--- BEGIN Extracted entries ---

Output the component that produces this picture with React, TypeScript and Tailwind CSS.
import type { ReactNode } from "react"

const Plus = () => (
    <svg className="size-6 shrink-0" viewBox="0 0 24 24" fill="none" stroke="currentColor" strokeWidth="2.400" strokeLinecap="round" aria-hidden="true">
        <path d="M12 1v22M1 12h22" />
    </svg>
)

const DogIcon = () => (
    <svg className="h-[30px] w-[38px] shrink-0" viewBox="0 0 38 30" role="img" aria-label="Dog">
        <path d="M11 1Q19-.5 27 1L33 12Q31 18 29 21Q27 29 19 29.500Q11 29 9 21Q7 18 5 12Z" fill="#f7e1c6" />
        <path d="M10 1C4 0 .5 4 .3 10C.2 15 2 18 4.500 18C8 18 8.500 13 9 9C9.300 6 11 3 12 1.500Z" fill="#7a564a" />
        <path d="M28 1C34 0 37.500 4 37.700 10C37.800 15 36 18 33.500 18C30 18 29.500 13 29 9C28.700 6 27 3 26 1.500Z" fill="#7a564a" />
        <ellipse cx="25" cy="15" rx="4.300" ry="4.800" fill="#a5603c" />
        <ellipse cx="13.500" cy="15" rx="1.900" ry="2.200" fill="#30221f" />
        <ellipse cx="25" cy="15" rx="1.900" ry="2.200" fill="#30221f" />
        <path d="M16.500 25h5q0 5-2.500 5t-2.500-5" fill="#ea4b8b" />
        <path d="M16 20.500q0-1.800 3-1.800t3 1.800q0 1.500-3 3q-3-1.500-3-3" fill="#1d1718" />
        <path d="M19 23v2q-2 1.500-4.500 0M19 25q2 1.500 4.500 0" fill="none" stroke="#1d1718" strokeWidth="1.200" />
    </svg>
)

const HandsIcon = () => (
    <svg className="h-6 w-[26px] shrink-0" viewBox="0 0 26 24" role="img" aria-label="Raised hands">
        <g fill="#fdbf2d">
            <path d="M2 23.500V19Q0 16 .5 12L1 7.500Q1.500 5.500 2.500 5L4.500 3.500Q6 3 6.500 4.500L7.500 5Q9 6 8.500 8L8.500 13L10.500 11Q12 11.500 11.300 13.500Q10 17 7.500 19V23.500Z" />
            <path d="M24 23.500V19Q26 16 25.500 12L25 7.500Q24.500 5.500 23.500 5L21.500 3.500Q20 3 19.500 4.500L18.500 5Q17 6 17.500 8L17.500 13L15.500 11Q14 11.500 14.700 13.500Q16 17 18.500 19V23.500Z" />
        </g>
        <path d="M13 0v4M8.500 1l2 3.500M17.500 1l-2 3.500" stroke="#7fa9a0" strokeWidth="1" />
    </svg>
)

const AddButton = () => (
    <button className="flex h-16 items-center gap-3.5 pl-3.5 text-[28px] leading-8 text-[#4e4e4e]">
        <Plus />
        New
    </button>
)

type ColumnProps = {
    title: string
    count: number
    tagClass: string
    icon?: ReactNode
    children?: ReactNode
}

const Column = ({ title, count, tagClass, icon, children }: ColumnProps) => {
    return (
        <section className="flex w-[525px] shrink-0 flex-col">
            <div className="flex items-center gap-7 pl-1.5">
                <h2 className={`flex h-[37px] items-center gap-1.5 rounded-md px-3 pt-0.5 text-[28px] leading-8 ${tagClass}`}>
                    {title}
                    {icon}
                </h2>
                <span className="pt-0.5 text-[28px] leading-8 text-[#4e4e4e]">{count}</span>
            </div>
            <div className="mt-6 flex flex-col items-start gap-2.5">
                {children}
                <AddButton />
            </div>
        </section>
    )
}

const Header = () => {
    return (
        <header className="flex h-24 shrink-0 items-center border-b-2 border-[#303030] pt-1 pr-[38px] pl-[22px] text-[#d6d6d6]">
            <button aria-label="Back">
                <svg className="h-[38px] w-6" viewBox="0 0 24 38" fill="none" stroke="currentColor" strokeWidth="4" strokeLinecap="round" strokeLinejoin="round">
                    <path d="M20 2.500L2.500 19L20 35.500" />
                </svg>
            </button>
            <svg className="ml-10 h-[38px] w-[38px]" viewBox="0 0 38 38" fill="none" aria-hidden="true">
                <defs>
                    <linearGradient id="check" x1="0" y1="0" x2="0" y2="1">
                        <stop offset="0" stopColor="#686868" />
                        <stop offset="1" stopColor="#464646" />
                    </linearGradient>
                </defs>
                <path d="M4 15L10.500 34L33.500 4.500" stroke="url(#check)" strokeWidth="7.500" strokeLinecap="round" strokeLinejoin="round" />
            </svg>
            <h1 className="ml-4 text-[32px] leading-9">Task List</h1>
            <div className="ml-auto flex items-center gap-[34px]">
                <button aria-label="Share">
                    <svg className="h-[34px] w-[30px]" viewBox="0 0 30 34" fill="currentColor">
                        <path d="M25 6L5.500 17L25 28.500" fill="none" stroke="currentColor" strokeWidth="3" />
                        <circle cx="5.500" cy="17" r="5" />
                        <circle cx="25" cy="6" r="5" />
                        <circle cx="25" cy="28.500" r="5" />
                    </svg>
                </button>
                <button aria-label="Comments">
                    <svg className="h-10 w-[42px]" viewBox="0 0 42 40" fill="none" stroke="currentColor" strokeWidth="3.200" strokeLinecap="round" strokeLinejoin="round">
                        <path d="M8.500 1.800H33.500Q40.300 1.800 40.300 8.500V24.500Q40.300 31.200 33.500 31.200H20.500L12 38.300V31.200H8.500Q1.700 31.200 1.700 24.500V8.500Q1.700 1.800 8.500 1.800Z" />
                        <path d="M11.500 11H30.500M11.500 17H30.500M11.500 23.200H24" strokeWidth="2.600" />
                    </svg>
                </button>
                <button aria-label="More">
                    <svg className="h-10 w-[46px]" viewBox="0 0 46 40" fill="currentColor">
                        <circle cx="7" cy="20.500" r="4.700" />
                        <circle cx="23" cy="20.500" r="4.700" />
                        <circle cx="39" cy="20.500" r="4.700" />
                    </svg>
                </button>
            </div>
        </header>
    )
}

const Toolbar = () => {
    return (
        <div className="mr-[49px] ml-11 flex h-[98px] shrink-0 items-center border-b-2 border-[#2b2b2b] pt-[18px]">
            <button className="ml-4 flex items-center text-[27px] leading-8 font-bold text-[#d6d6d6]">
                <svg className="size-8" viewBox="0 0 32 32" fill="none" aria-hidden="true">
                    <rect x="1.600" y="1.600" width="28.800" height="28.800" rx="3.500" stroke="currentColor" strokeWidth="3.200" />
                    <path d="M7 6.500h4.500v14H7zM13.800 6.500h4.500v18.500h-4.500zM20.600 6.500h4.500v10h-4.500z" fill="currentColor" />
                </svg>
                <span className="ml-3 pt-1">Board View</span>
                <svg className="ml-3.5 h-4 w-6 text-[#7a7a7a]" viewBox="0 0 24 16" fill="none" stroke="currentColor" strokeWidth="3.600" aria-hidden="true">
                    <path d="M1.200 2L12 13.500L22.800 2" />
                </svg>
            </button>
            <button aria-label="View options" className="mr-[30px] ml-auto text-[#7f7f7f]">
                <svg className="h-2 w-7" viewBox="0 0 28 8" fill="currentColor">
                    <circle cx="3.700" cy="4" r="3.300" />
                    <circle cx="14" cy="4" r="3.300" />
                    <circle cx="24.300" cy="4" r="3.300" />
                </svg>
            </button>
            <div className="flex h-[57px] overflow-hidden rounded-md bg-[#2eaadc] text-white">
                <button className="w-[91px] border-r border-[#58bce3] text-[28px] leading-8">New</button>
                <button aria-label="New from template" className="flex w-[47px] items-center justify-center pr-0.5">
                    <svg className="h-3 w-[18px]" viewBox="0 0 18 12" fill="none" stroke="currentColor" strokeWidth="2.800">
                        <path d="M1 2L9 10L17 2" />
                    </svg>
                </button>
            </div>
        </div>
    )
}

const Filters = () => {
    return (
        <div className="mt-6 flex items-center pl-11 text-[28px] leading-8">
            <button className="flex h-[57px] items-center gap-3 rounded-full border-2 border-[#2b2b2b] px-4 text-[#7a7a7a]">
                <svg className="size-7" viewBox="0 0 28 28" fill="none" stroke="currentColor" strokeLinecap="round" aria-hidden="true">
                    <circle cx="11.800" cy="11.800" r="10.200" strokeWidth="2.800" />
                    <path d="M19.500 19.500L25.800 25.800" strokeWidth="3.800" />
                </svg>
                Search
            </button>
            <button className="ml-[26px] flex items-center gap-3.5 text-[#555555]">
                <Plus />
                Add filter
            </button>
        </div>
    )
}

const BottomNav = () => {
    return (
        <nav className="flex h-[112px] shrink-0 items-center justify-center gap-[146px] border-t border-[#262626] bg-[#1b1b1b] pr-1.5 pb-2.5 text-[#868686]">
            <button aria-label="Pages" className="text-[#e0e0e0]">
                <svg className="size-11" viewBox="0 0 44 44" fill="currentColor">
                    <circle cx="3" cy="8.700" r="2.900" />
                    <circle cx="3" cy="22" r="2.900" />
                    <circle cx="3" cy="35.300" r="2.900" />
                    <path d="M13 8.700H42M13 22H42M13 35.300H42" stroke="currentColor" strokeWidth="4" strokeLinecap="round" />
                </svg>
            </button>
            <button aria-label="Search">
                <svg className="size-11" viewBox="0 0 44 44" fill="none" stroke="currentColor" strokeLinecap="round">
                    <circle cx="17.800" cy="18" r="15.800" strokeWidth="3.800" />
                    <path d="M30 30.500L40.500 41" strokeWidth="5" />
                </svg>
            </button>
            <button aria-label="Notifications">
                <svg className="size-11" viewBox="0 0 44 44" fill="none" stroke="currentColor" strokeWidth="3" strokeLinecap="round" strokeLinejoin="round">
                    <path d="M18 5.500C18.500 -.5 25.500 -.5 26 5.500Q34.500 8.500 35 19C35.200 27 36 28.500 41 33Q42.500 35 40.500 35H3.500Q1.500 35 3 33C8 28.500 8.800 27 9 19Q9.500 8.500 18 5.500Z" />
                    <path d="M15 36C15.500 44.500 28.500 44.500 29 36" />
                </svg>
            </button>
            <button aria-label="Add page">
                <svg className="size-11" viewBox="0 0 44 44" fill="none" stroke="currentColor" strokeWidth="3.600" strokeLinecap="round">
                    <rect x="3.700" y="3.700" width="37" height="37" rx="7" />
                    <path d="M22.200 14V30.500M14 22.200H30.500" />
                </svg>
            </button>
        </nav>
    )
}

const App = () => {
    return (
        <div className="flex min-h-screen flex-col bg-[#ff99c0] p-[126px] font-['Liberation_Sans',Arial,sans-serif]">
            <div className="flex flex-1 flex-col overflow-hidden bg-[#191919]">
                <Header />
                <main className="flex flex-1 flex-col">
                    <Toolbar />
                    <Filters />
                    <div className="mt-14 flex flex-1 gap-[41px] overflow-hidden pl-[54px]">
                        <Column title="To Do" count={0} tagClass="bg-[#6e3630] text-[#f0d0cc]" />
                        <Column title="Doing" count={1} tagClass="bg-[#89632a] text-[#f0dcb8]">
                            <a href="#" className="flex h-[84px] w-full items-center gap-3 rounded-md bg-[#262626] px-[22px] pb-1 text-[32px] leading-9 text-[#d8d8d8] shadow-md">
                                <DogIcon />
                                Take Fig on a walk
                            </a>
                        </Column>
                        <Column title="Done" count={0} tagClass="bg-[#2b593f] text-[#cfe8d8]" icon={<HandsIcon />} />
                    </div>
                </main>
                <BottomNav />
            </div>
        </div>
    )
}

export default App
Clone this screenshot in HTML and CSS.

--- END Extracted entries ---

-- What to work on --
Using the data above, say how many lines include "this". No other reply is needed.

-- Result --
2